At least one case study in synthetic cannabinoid smuggling can’t be blamed on the inmates themselves: Kenneth Smith, Alabama’s guinea pig for its disastrous nitrogen execution program. After months of absurd excuses, Friend of the Project Beth Shelburne managed to obtain a copy of Smith’s autopsy and generously shared it with me, shocked as I was at the finding of synthetic cannabinoid MDMB-4en-PINACA in his tox screen.

Positive result for MDMB-4en-PINACA in Kenneth Smith’s autopsy.

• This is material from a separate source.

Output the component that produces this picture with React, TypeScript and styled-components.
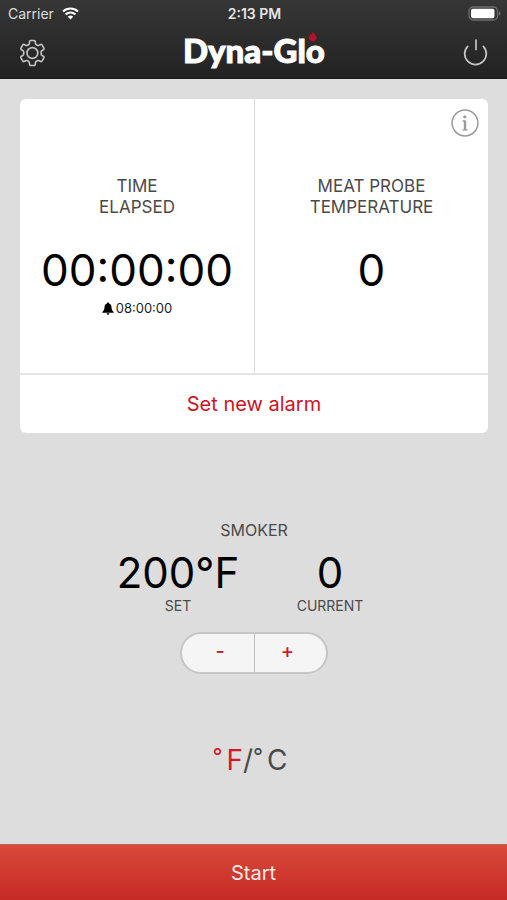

The report doesn’t answer a lot of important questions for our purposes, and probably shouldn’t be expected to (as pathologist and lethal injection inventor Jay Chapman pointed out, they’re “expert[s] in dead people, but not how they got that way”). While MDMB-4en-PINACA has a half-life of fewer than 10 minutes, with Smith’s autopsy occurring more than 12 hours after death, the report doesn’t say how much was in his system except to confirm it was above the test’s detection limit, which tells us little about when he might have taken it. However, Alabama’s condemned are moved to an execution chamber holding cell a full week before execution; a fairly moderate half-milligram-per-kilogram dose becomes undetectable after seven hours. As a layman in pathology—an expert in keeping them from getting that way, if you will—it’s hard to come to any other conclusion than that Kenneth Smith had a dangerous drug smuggled in by the death watch staff.

As someone who’s always ready to call a moral panic how I see it, this is not one: synthetic cannabinoids are what fentanyl checks for under the bed at night. Though I can’t be sure, longtime readers have heard the harrowing story of what I’ve always suspected was another “bad batch.” The safety risks to incarcerated people and those in their care are incalculable, and America’s jails and prisons need to get real—and get uncomfortable—about what stopping the scourge looks like.

The Alabama Department of Corrections had not responded to a request for comment at publication time.